Tomis MacMoragh said...

I heard rumors about that but since I have been fallowing PBs throw there wed sight and forms, I have not seen any evidence. and I have been falling almost since PBs opined there site. in truth the only court case I have heard of involving Kevin or PB in the last 5 or so years was when on of his employees, stealing money and goods form the company.

Is Kevin and little sensitive about his IP? Maybe but then so is the novelist M. Lackey or her lawyer any way. and I do not really blame her or her lawyer.
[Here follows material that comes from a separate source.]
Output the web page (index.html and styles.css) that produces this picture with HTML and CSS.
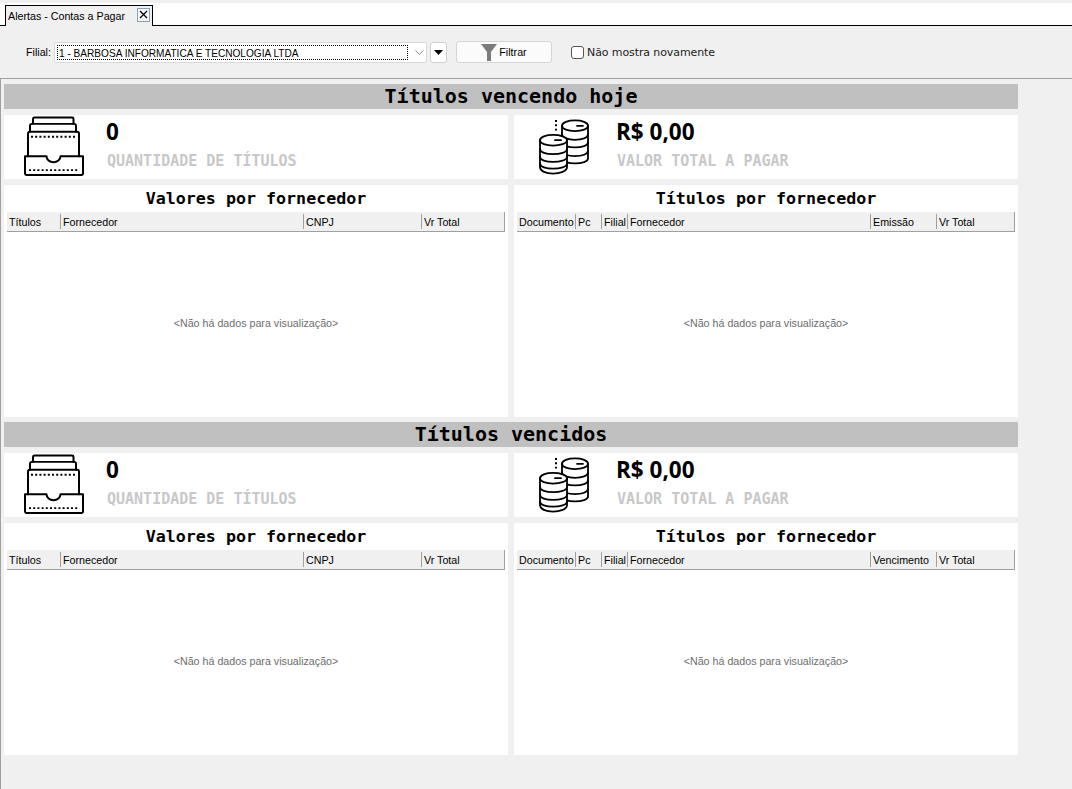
FILE: index.html
```html
<!DOCTYPE html>
<html lang="pt">
<head>
<meta charset="utf-8">
<title>Alertas - Contas a Pagar</title>
<link rel="stylesheet" href="styles.css">
</head>
<body>
<svg class="defs" width="0" height="0" aria-hidden="true">
  <symbol id="box" viewBox="0 0 60 62" preserveAspectRatio="none">
    <g fill="none" stroke="#000" stroke-width="2" stroke-linejoin="round" stroke-linecap="round">
      <path d="M9 8V3a1.500 1.500 0 0 1 1.500-1.500H48a1.500 1.500 0 0 1 1.500 1.500V8"/>
      <path d="M6 16V10a2 2 0 0 1 2-2H50a2 2 0 0 1 2 2V16"/>
      <path d="M4 41V18a2 2 0 0 1 2-2H53a2 2 0 0 1 2 2V41"/>
      <path d="M1 41H22.500a7 6 0 0 0 14 0H59V58.500a1.500 1.500 0 0 1-1.500 1.500H2.500A1.500 1.500 0 0 1 1 58.500Z"/>
    </g>
    <path d="M7 21H53M5 55H55" fill="none" stroke="#000" stroke-width="2" stroke-dasharray="2 2.200"/>
  </symbol>
  <symbol id="coins" viewBox="0 0 52 58" preserveAspectRatio="none">
    <g fill="#fff" stroke="#000" stroke-width="1.800" stroke-linecap="round">
      <path d="M23 7C23 3.500 29 1.500 36 1.500S49 3.500 49 7V41C49 44 43 46 36 46S23 44 23 41Z"/>
      <path d="M23 7C23 10.500 29 12.500 36 12.500S49 10.500 49 7M23 16C23 19.500 29 21.500 36 21.500S49 19.500 49 16M23 24C23 27.500 29 29.500 36 29.500S49 27.500 49 24M23 33C23 36.500 29 38.500 36 38.500S49 36.500 49 33" fill="none"/>
      <path d="M1 22C1 18.500 7 16.500 14 16.500S28 18.500 28 22V50C28 54 21 56.500 14 56.500S1 54 1 50Z"/>
      <path d="M1 22C1 25.500 7 27.500 14 27.500S28 25.500 28 22M1 31C1 34.500 7 36.500 14 36.500S28 34.500 28 31M1 39C1 42.500 7 44.500 14 44.500S28 42.500 28 39M1 46C1 49.500 7 51.500 14 51.500S28 49.500 28 46" fill="none"/>
      <path d="M38 7H44M16 22H22" fill="none"/>
    </g>
    <path d="M17 1V14" fill="none" stroke="#000" stroke-width="2" stroke-dasharray="2 2.500"/>
  </symbol>
</svg>

<div class="app">
  <div class="tabbar">
    <div class="tab">
      <span class="tab-label">Alertas - Contas a Pagar</span>
      <span class="tab-close">
        <svg width="9" height="9" viewBox="0 0 9 9"><path d="M1 1L8 8M8 1L1 8" stroke="#000" stroke-width="1.300" fill="none"/></svg>
      </span>
    </div>
  </div>

  <div class="toolbar">
    <span class="filial-label">Filial:</span>
    <div class="combo">
      <span class="combo-value">1 - BARBOSA INFORMATICA E TECNOLOGIA LTDA</span>
      <svg class="combo-chevron" width="9" height="5" viewBox="0 0 9 5"><path d="M0.500 0.500L4.500 4.500L8.500 0.500" fill="none" stroke="#8a8a8a"/></svg>
    </div>
    <button class="arrow-btn" type="button">
      <svg width="9" height="5" viewBox="0 0 9 5"><path d="M0 0H9L4.500 5Z" fill="#000"/></svg>
    </button>
    <button class="filter-btn" type="button">
      <svg width="16" height="17" viewBox="0 0 16 17"><path d="M0 0H16L10 8V17H6V8Z" fill="#7b7b7b"/></svg>
      <span>Filtrar</span>
    </button>
    <label class="check">
      <span class="check-box"></span>
      <span class="check-text">Não mostra novamente</span>
    </label>
  </div>

  <div class="content">
    <section class="block">
      <h2 class="band">Títulos vencendo hoje</h2>
      <div class="grid">
        <div class="card kpi">
          <svg class="ico-box"><use href="#box"/></svg>
          <div class="kpi-text"><div class="kpi-value">0</div><div class="kpi-caption">QUANTIDADE DE TÍTULOS</div></div>
        </div>
        <div class="card kpi">
          <svg class="ico-coins"><use href="#coins"/></svg>
          <div class="kpi-text"><div class="kpi-value">R$ 0,00</div><div class="kpi-caption">VALOR TOTAL A PAGAR</div></div>
        </div>
        <div class="card panel">
          <h3 class="panel-title">Valores por fornecedor</h3>
          <div class="thead cols-left"><span>Títulos</span><span>Fornecedor</span><span>CNPJ</span><span>Vr Total</span></div>
          <div class="empty">&lt;Não há dados para visualização&gt;</div>
        </div>
        <div class="card panel">
          <h3 class="panel-title">Títulos por fornecedor</h3>
          <div class="thead cols-right"><span>Documento</span><span>Pc</span><span>Filial</span><span>Fornecedor</span><span>Emissão</span><span>Vr Total</span></div>
          <div class="empty">&lt;Não há dados para visualização&gt;</div>
        </div>
      </div>
    </section>

    <section class="block">
      <h2 class="band">Títulos vencidos</h2>
      <div class="grid">
        <div class="card kpi">
          <svg class="ico-box"><use href="#box"/></svg>
          <div class="kpi-text"><div class="kpi-value">0</div><div class="kpi-caption">QUANTIDADE DE TÍTULOS</div></div>
        </div>
        <div class="card kpi">
          <svg class="ico-coins"><use href="#coins"/></svg>
          <div class="kpi-text"><div class="kpi-value">R$ 0,00</div><div class="kpi-caption">VALOR TOTAL A PAGAR</div></div>
        </div>
        <div class="card panel">
          <h3 class="panel-title">Valores por fornecedor</h3>
          <div class="thead cols-left"><span>Títulos</span><span>Fornecedor</span><span>CNPJ</span><span>Vr Total</span></div>
          <div class="empty">&lt;Não há dados para visualização&gt;</div>
        </div>
        <div class="card panel">
          <h3 class="panel-title">Títulos por fornecedor</h3>
          <div class="thead cols-right"><span>Documento</span><span>Pc</span><span>Filial</span><span>Fornecedor</span><span>Vencimento</span><span>Vr Total</span></div>
          <div class="empty">&lt;Não há dados para visualização&gt;</div>
        </div>
      </div>
    </section>
  </div>
</div>
</body>
</html>
```

FILE: styles.css
```css
* { box-sizing: border-box; }
html, body { margin: 0; padding: 0; height: 100%; overflow: hidden; }
body { background: #f0f0f0; font-family: "Liberation Sans", Arial, sans-serif; font-size: 10.700px; color: #000; }
.defs { display: block; height: 0; }
.app { height: 789px; display: flex; flex-direction: column; }

.tabbar { margin-top: 3px; height: 23px; background: #fff; border-bottom: 1px solid #000; padding-left: 5px; display: flex; align-items: flex-start; }
.tab { margin-top: 2px; width: 148px; height: 21px; background: #f0f0f0; border: 1px solid #000; border-bottom: 0; display: flex; align-items: center; position: relative; padding-left: 2px; }
.tab-label { width: 129px; line-height: 20px; white-space: nowrap; }
.tab-close { width: 13px; height: 14px; border: 1px solid #8aa0b8; background: #f4f8fc; display: flex; align-items: center; justify-content: center; margin-top: -3px; }

.toolbar { height: 53px; flex: none; display: flex; align-items: center; padding-left: 26px; border-bottom: 1px solid #a0a0a0; }
.filial-label { width: 28px; }
.combo { width: 373px; height: 21px; background: #fff; border: 1px solid #d9d9d9; border-radius: 2px; display: flex; align-items: center; padding: 0 6px 0 2px; }
.combo-value { flex: none; width: 351px; height: 15px; line-height: 15px; border: 1px dotted #000; padding-left: 1px; font-size: 10.100px; white-space: nowrap; overflow: hidden; }
.combo-chevron { margin-left: 7px; flex: none; }
.arrow-btn { width: 17px; height: 21px; margin-left: 3px; padding: 0; background: #fff; border: 1px solid #d0d0d0; border-radius: 3px; display: flex; align-items: center; justify-content: center; }
.filter-btn { width: 96px; height: 22px; margin-left: 9px; padding: 0; background: #fbfbfb; border: 1px solid #d4d4d4; border-radius: 3px; display: flex; align-items: center; justify-content: center; gap: 2px; font: inherit; color: #000; }
.filter-btn svg { margin-top: 1px; }
.check { display: flex; align-items: center; margin-left: 19px; font-family: "DejaVu Sans", sans-serif; font-size: 11px; letter-spacing: -0.100px; gap: 3px; color: #222; }
.check-text { line-height: 16px; padding-top: 1px; }
.check-box { width: 13px; height: 13px; background: #fff; border: 1px solid #555; border-radius: 3px; }

.content { flex: 1; border-left: 1px solid #a0a0a0; padding: 5px 0 0 3px; display: flex; flex-direction: column; gap: 5px; }
.block { width: 1014px; }
.band { margin: 0; height: 25px; background: #c0c0c0; text-align: center; font: bold 20px/25px "DejaVu Sans Mono", monospace; }
.grid { display: grid; grid-template-columns: 504px 504px; grid-template-rows: 64px 232px; column-gap: 6px; row-gap: 6px; margin-top: 6px; }
.card { background: #fff; min-width: 0; }
.kpi { display: flex; align-items: flex-start; position: relative; }
.ico-box { width: 60px; height: 61px; margin: 1px 0 0 20px; flex: none; }
.ico-coins { width: 52px; height: 56px; margin: 4px 0 0 25px; flex: none; }
.kpi-text { margin-left: 23px; }
.kpi .ico-coins + .kpi-text { margin-left: 26px; }
.kpi-value { font: bold 22.500px/24px "Open Sans", sans-serif; margin: 5px 0 0 -1px; }
.kpi-caption { font: bold 15px/18px "DejaVu Sans Mono", monospace; color: #c8c8c8; margin-top: 8px; white-space: nowrap; }

.panel { display: flex; flex-direction: column; padding: 0 3px; }
.panel-title { margin: 0; height: 27px; text-align: center; font: bold 16.670px/28px "DejaVu Sans Mono", monospace; }
.thead { height: 20px; flex: none; display: grid; background: #f0f0f0; border-bottom: 1px solid #a0a0a0; border-right: 1px solid #a0a0a0; }
.thead span { padding-left: 2px; border-right: 1px solid #a0a0a0; height: 15px; margin-top: 2px; line-height: 17px; white-space: nowrap; overflow: hidden; }
.thead span:last-child { border-right: 0; }
.cols-left { grid-template-columns: 54px 243px 118px 1fr; }
.cols-right { grid-template-columns: 59px 26px 26px 243px 66px 1fr; }
.empty { flex: 1; display: flex; align-items: center; justify-content: center; color: #6d6d6d; padding-bottom: 3px; }
```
I would be protective of my IP as well.


Anonymous said...

As a former employer of a miniatures company contracted to produce a RIFTS miniatures game, I fondly remember a Chessex open house where the head of another miniatures company came up to us and said "So you're next one Kevin's gonna sue".

I do think we should have a competition to see who is the most arrogant asshat in gaming... I would like to open the nomination with Kevin, Steve Jackson, John Zinzer, and Steve Cole.

Please feel free to elaborate

Tyler Christiansen said...

All I can say is take Rifts, put it in a blender with Dark Souls and boo-ya, Game Of the Century!

Anonymous said...

You cannot copyright ideas. They might have had something on Trademark Law, as that seems to be what all sue happy corporations are doing these days to protect intellectual property where copyright law doesn't apply.

As for Asshat in gaming, can I nominate a computer game designer? its definitely Derek Smart.